* _TASK TO COMPLETE_: Copy out all the lines where "this" shows up.

* _MATERIAL SUPPLIED_:
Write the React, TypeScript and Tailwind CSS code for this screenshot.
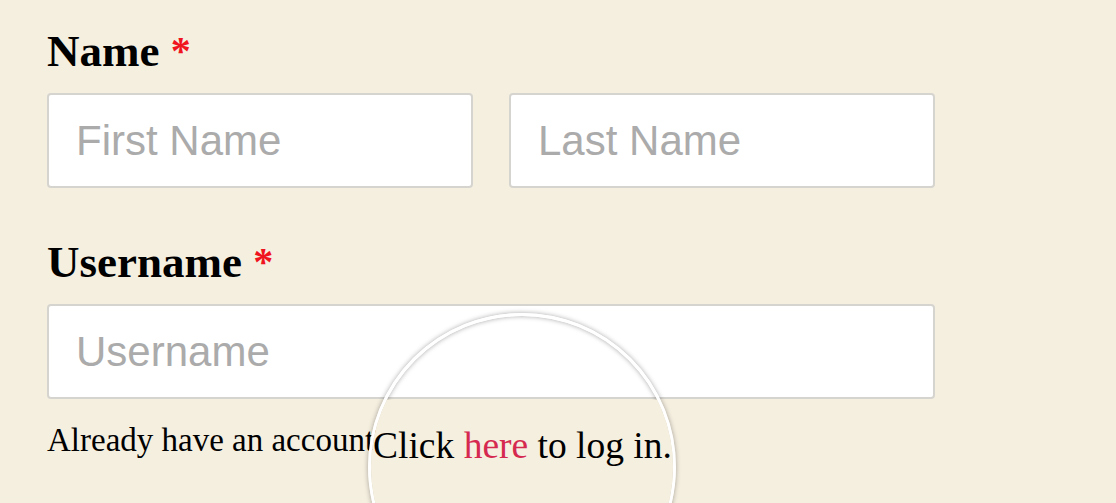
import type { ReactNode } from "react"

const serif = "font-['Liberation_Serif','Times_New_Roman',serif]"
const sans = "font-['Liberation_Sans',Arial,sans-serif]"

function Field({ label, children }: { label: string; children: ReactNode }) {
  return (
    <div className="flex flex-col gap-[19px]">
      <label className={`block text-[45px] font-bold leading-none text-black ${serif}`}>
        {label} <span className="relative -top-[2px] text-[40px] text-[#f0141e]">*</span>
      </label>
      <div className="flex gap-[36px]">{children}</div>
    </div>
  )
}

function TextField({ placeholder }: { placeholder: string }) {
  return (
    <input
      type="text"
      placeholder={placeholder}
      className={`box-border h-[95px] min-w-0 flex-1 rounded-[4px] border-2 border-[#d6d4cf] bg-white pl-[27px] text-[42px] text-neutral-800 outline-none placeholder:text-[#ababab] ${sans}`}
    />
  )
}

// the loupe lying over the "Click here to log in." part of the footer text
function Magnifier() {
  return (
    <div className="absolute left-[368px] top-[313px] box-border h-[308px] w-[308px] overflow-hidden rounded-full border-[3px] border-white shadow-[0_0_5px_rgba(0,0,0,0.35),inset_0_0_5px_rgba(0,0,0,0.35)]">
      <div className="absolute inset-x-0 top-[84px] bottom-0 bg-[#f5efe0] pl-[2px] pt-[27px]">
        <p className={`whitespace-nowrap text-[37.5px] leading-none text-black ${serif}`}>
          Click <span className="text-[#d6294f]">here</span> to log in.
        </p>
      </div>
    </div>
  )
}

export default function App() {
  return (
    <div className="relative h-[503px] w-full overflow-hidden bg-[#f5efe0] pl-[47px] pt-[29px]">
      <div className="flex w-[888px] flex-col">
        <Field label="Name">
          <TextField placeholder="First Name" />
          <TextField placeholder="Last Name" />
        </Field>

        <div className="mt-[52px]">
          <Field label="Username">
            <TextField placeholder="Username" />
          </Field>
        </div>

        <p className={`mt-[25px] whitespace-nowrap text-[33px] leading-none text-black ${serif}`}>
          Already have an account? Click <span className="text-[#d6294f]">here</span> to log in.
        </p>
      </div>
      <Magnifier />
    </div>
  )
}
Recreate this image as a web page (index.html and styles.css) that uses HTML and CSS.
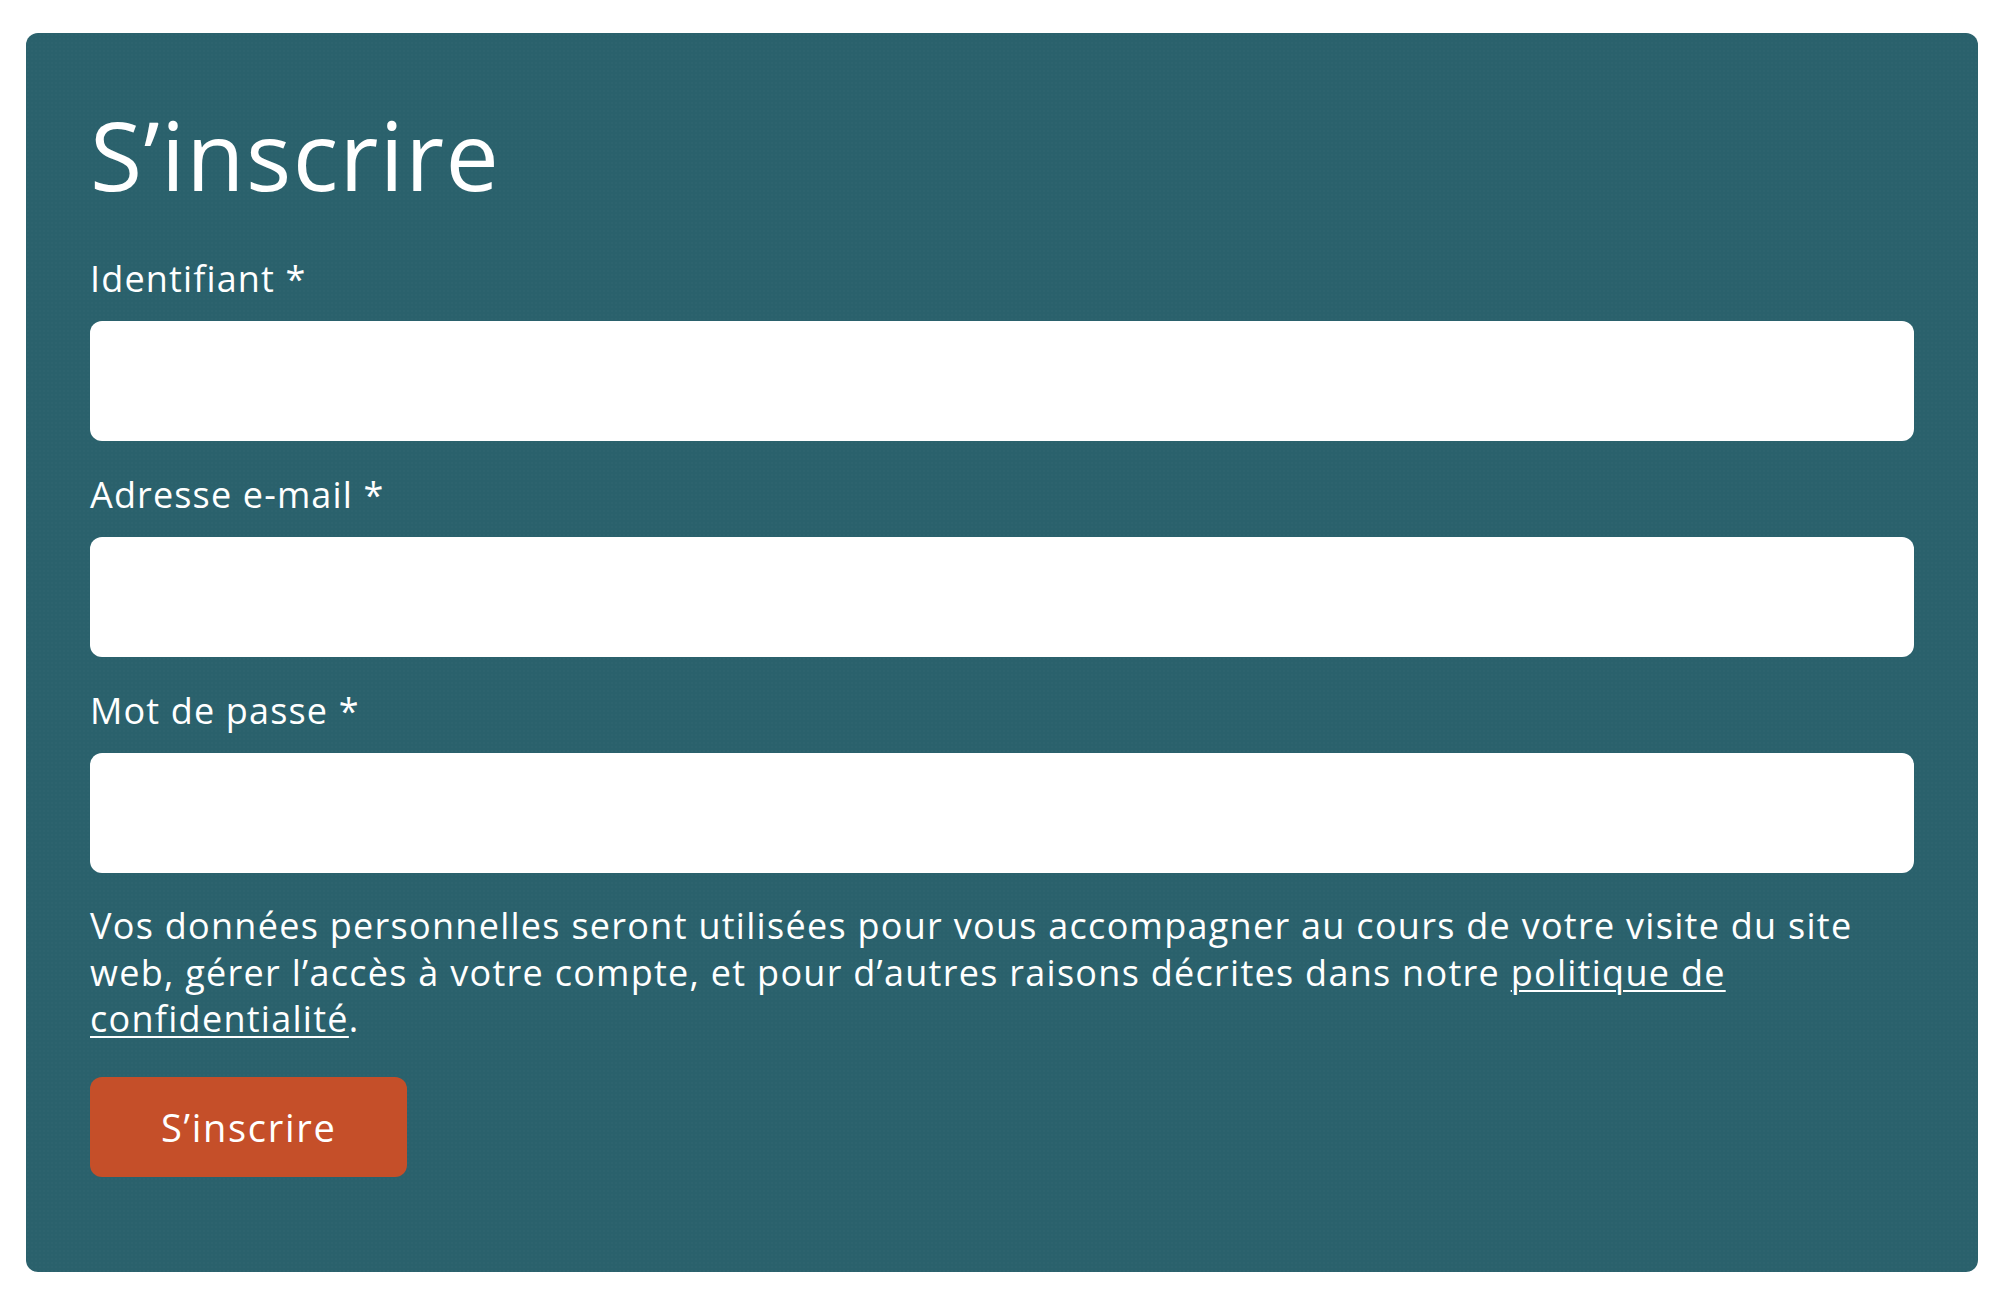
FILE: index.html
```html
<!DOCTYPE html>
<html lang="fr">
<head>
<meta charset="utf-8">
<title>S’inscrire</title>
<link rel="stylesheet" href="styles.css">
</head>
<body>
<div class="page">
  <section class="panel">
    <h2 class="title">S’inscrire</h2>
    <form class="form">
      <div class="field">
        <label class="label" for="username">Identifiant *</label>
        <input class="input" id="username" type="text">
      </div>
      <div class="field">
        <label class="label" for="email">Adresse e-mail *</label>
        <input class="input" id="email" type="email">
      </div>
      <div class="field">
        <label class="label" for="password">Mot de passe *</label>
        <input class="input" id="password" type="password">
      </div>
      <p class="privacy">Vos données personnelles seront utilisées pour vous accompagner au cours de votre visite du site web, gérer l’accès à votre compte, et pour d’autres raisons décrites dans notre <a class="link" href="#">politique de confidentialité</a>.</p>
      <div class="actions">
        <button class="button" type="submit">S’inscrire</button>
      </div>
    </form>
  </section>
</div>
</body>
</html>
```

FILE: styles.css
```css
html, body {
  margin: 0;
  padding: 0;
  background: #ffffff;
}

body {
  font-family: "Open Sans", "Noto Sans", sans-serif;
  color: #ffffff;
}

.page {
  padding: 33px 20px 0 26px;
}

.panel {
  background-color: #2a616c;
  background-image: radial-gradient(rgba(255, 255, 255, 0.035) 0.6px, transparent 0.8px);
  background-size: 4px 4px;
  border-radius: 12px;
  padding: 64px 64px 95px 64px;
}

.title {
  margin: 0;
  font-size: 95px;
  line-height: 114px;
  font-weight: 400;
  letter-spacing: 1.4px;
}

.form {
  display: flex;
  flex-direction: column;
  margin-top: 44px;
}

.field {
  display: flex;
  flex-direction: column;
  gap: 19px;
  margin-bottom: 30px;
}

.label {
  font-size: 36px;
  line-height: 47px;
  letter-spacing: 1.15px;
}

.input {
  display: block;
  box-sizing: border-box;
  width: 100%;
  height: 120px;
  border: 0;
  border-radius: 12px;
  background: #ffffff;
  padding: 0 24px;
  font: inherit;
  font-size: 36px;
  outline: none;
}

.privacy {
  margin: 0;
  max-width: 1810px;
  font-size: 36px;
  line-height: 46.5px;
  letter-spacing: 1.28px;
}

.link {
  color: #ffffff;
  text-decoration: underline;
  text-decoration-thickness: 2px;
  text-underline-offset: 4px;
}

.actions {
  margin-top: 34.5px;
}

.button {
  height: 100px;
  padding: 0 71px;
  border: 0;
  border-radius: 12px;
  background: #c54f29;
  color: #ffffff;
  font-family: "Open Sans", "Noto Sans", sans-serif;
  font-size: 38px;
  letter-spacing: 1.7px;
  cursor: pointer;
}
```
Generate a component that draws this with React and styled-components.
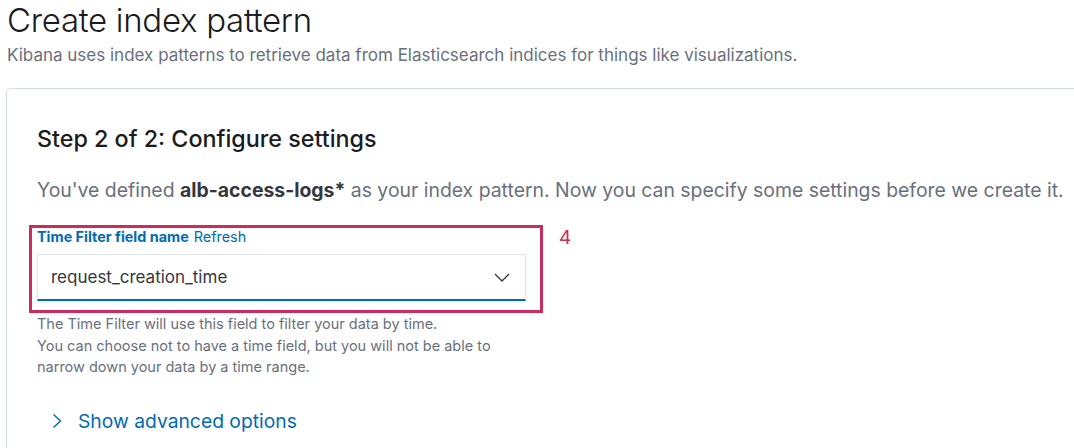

* _THE REPLY_:
Write the React, TypeScript and Tailwind CSS code for this screenshot.
Recreate this image as a web page (index.html and styles.css) that uses HTML and CSS.
Generate a component that draws this with React and styled-components.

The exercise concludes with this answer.